People five years ahead of you rather than twenty. Closer conditions, more recent information, less distance between their experience and yours. The person who navigated your industry five years ago knows things that the legendary founder from fifteen years ago doesn't—and their knowledge is more likely to still apply.
Specific adversarial questions. "Under what conditions would this advice be wrong?" forces the advisor past received wisdom into actual reasoning. "What did you try that didn't work?" gets past the highlight reel. "What assumptions am I making that you'd challenge?" surfaces your own blind spots rather than adding more confident advice on top of them.
The Takeaway
Most of the advice you've received from successful people has made you feel inspired rather than better positioned to succeed. That's not a coincidence—it's what the structural dynamics above produce.
The adjustment is not to stop seeking advice. It's to weight it correctly. Treat success narratives as one data point from a biased sample, not as a prescription. Actively seek out failure narratives, base rates, and advisors with incentives to be honest rather than impressive. Ask specifically about failure modes and limiting conditions rather than about what worked.
Good advice is usually conditional, messy, and delivered with uncertainty about whether it applies to your situation.

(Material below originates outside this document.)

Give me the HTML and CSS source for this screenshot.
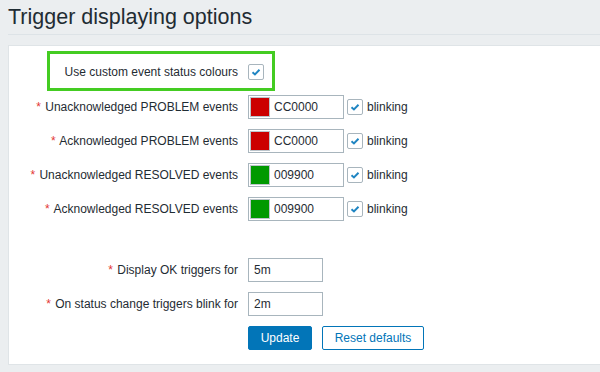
FILE: index.html
```html
<!DOCTYPE html>
<html lang="en">
<head>
    <meta charset="UTF-8">
    <title>Trigger displaying options</title>
    <link rel="stylesheet" href="styles.css">
</head>
<body>
    <header class="page-header">
        <h1>Trigger displaying options</h1>
    </header>

    <div class="form-box">
        <form class="form">
            <div class="row row-first">
                <div class="highlight"></div>
                <label class="label">Use custom event status colours</label>
                <div class="field">
                    <span class="checkbox"><svg viewBox="0 0 16 16"><path d="M4 8.2 L6.8 10.8 L12 5.4"/></svg></span>
                </div>
            </div>

            <div class="row">
                <label class="label"><span class="req">*</span> Unacknowledged PROBLEM events</label>
                <div class="field">
                    <span class="color-input"><span class="swatch red"></span>CC0000</span>
                    <span class="checkbox"><svg viewBox="0 0 16 16"><path d="M4 8.2 L6.8 10.8 L12 5.4"/></svg></span>
                    <span class="cb-text">blinking</span>
                </div>
            </div>

            <div class="row">
                <label class="label"><span class="req">*</span> Acknowledged PROBLEM events</label>
                <div class="field">
                    <span class="color-input"><span class="swatch red"></span>CC0000</span>
                    <span class="checkbox"><svg viewBox="0 0 16 16"><path d="M4 8.2 L6.8 10.8 L12 5.4"/></svg></span>
                    <span class="cb-text">blinking</span>
                </div>
            </div>

            <div class="row">
                <label class="label"><span class="req">*</span> Unacknowledged RESOLVED events</label>
                <div class="field">
                    <span class="color-input"><span class="swatch green"></span>009900</span>
                    <span class="checkbox"><svg viewBox="0 0 16 16"><path d="M4 8.2 L6.8 10.8 L12 5.4"/></svg></span>
                    <span class="cb-text">blinking</span>
                </div>
            </div>

            <div class="row">
                <label class="label"><span class="req">*</span> Acknowledged RESOLVED events</label>
                <div class="field">
                    <span class="color-input"><span class="swatch green"></span>009900</span>
                    <span class="checkbox"><svg viewBox="0 0 16 16"><path d="M4 8.2 L6.8 10.8 L12 5.4"/></svg></span>
                    <span class="cb-text">blinking</span>
                </div>
            </div>

            <div class="spacer"></div>

            <div class="row">
                <label class="label"><span class="req">*</span> Display OK triggers for</label>
                <div class="field">
                    <span class="text-input">5m</span>
                </div>
            </div>

            <div class="row">
                <label class="label"><span class="req">*</span> On status change triggers blink for</label>
                <div class="field">
                    <span class="text-input">2m</span>
                </div>
            </div>

            <div class="row">
                <div class="label"></div>
                <div class="field buttons">
                    <button type="button" class="btn btn-main">Update</button>
                    <button type="button" class="btn btn-alt">Reset defaults</button>
                </div>
            </div>
        </form>
    </div>
</body>
</html>
```

FILE: styles.css
```css
body {
    margin: 0;
    padding: 0;
    background-color: #ebeef0;
    font-family: "Liberation Sans", Arial, sans-serif;
    font-size: 12px;
    color: #1f2c33;
}
.page-header {
    margin-left: 8px;
    height: 34px;
    border-bottom: 1px solid #dde3e7;
}
.page-header h1 {
    margin: 0;
    font-size: 21.5px;
    font-weight: normal;
    line-height: 34px;
    color: #1f2c33;
}
.form-box {
    margin: 10px 0 0 8px;
    background: #fff;
    border: 1px solid #dfe4e7;
    border-right: none;
    padding: 14px 0 14px 0;
}
.row {
    display: flex;
    align-items: center;
    gap: 10px;
    height: 24px;
    margin-bottom: 10px;
    position: relative;
}
.row:last-child {
    margin-bottom: 0;
}
.row-first {
    margin-bottom: 11px;
}
.highlight {
    position: absolute;
    left: 38px;
    top: -9px;
    width: 222px;
    height: 34px;
    border: 3px solid #44cc22;
}
.label {
    width: 229px;
    text-align: right;
    white-space: nowrap;
    flex-shrink: 0;
}
.req {
    color: #e33734;
    margin-right: 1px;
}
.field {
    display: flex;
    align-items: center;
}
.color-input {
    display: flex;
    align-items: center;
    box-sizing: border-box;
    width: 96px;
    height: 24px;
    border: 1px solid #a8b5bd;
    padding-left: 1px;
}
.swatch {
    box-sizing: border-box;
    width: 20px;
    height: 20px;
    border: 1px solid #bcc5cb;
    margin-right: 4px;
}
.swatch.red {
    background-color: #cc0000;
}
.swatch.green {
    background-color: #009900;
}
.checkbox {
    box-sizing: border-box;
    width: 16px;
    height: 16px;
    border: 1px solid #a8b5bd;
    border-radius: 2px;
    background: #fff;
    margin-left: 3px;
    display: flex;
}
.row-first .checkbox {
    margin-left: 0;
}
.checkbox svg {
    width: 14px;
    height: 14px;
}
.checkbox path {
    fill: none;
    stroke: #1f85c2;
    stroke-width: 2.2;
}
.cb-text {
    margin-left: 4px;
}
.text-input {
    box-sizing: border-box;
    width: 75px;
    height: 24px;
    line-height: 22px;
    border: 1px solid #a8b5bd;
    padding-left: 5px;
}
.spacer {
    height: 27px;
}
.buttons {
    gap: 10px;
}
.btn {
    box-sizing: border-box;
    height: 24px;
    padding: 0;
    border-radius: 2px;
    font-family: "Liberation Sans", Arial, sans-serif;
    font-size: 12px;
    cursor: pointer;
}
.btn-main {
    width: 64px;
    background-color: #0275b8;
    border: 1px solid #0275b8;
    color: #fff;
}
.btn-alt {
    width: 102px;
    background-color: #fff;
    border: 1px solid #0275b8;
    color: #0275b8;
}
```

If the advice you're receiving sounds clean, universally applicable, and maximally confident, that's often a sign it's been processed by the same filters that make it unreliable.
The most useful thing a mentor ever told me wasn't advice. It was a specific story about a decision they made that they still regret, and why they made it, and what they would need to believe differently to make the other choice. That's the information that actually transfers. Everything else is a story they've told themselves enough times to believe.